Sigh... it's a bug in the 3.0.0 version of the client, which we're using, where auth retries and regular retries are conflated:

https://github.com/openstack/python-swiftclient/blob/3.0.0/swiftclient/client.py#L1581

Since we've set retries to 0, it doesn't retry for auth. More recent versions of the python swift client retry for auth correctly even when retries are set to 0 on the connection object.

I'll try the simplest workaround, which is to set retries to 1. Which would needlessly retry genuine 404s.

Confirmed, with SWIFT_RETRIES set to 1, everything is fine. Locally I can even see that requests triggering a reauth take longer.

The bug was actually only fixed recently:
https://github.com/openstack/python-swiftclient/commit/a62b7ee06c1a300c73d9a01b2c9bc05028f1fabd
https://bugs.launchpad.net/gnocchi/+bug/1589926

Change 338955 had a related patch set uploaded (by Gilles):
Lower token life for Swift proxy

https://gerrit.wikimedia.org/r/338955

Change 338955 merged by jenkins-bot:
Lower token life for Swift proxy

https://gerrit.wikimedia.org/r/338955

Change 338957 had a related patch set uploaded (by Gilles):
Increase SWIFT_RETRIES in Thumbor

https://gerrit.wikimedia.org/r/338957

Change 338957 merged by Filippo Giunchedi:
Increase SWIFT_RETRIES in Thumbor

https://gerrit.wikimedia.org/r/338957

@Gilles thanks for the investigation! I've merged https://gerrit.wikimedia.org/r/338957 let's see what happens over the next few hours/days

Can you check if we have more than 2 pipes per instance at the moment?
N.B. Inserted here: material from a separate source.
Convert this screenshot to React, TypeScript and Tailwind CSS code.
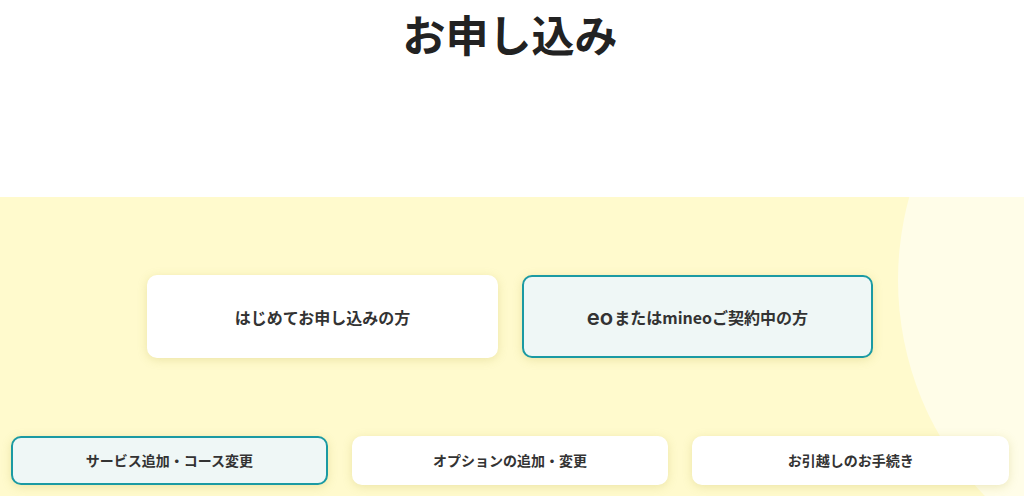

@Gilles looks like it a mixture of 2-4 pipes, I'm assuming during request processing but no greater than that:

# for i in $(pidof python) ; do lsof -p $i | grep -c ' pipe' ; done | tr $'\n' ' '
2 4 4 2 2 2 2 2 2 4 4 2 4 4 4 0 2 2 2 2 4 2 2 2 2 2 2 2 2 2 2 2 5 2 2 2 4 5 2 2 2 0
# for i in $(pidof python) ; do lsof -p $i | grep -c ' pipe' ; done | tr $'\n' ' '
5 2 2 2 4 2 2 0 2 2 2 2 2 5 2 4 4 2 2 2 2 4 2 2 2 5 2 2 2 2 2 2 2 2 5 2 2 2 4 2 0 2
Gilles closed this task as Resolved.Feb 27 2017, 6:21 PM

In that case, I'll close this task for now assuming that it was related to the Swift retry issue. I guess we'll find out if there's still a real pipe leak when we manage to get the instances to run for much longer.